Last month the Court of Appeal went out of its way to emphasise that it intended no disrespect to Parliament. Indeed, Lord Woolf seemed at times to be confusing the legislative sovereignty of the Queen in Parliament with the rights, powers and privileges of the Commons - a very different matter.

But Lord Woolf was clear (and the other two judges agreed with him) that the Bill of Rights prohibited only the penalising by the courts of any MP, or any person taking part in proceedings in Parliament, for anything said in Parliament. It also prohibited "direct criticism by the courts of anything said or done in the course of parliamentary proceedings". He could have added that the courts would not investigate alleged breaches of parliamentary procedure either - such as that the tellers had counted an important vote wrongly. On the same principle, the Lord Chief Justice, Lord Bingham, quashed the conviction of Ms Fiona Jones for breaking electoral law but left the question of her readmission to the House to the Speaker.
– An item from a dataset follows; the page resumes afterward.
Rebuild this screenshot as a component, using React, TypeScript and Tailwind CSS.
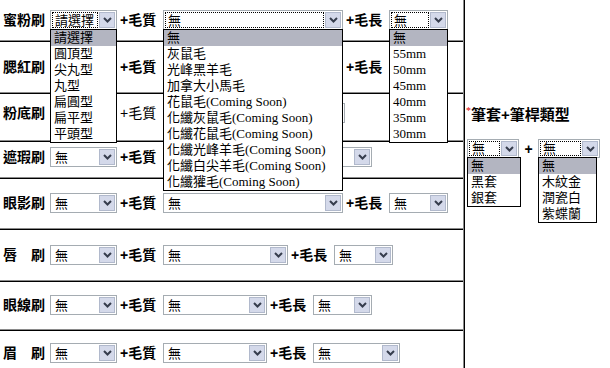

Lord Woolf even went so far as to say that a court should decline to hear Mr Hamilton's claim if it was persuaded that a result which was inconsistent with the commissioner's conclusions would undermine the authority of Parliament. This seems to me to go unnecessarily far down the road of judicial fawning. But there was no need to worry. A victory for Mr Hamilton over Mr Fayed would, Lord Woolf concluded, have no such unhappy consequences for the dignity of our legislators.

He and his colleagues refused leave to appeal to the House of Lords, which I have always thought pointless, because Mr Fayed (or whoever) can always appeal against the court's decision to the appellate committee of the Lords. In the meantime, I look forward to an exciting and instructive libel case. Mr Fayed can be compelled to give evidence, and so can his employees, past and present. Well done, Lord Woolf!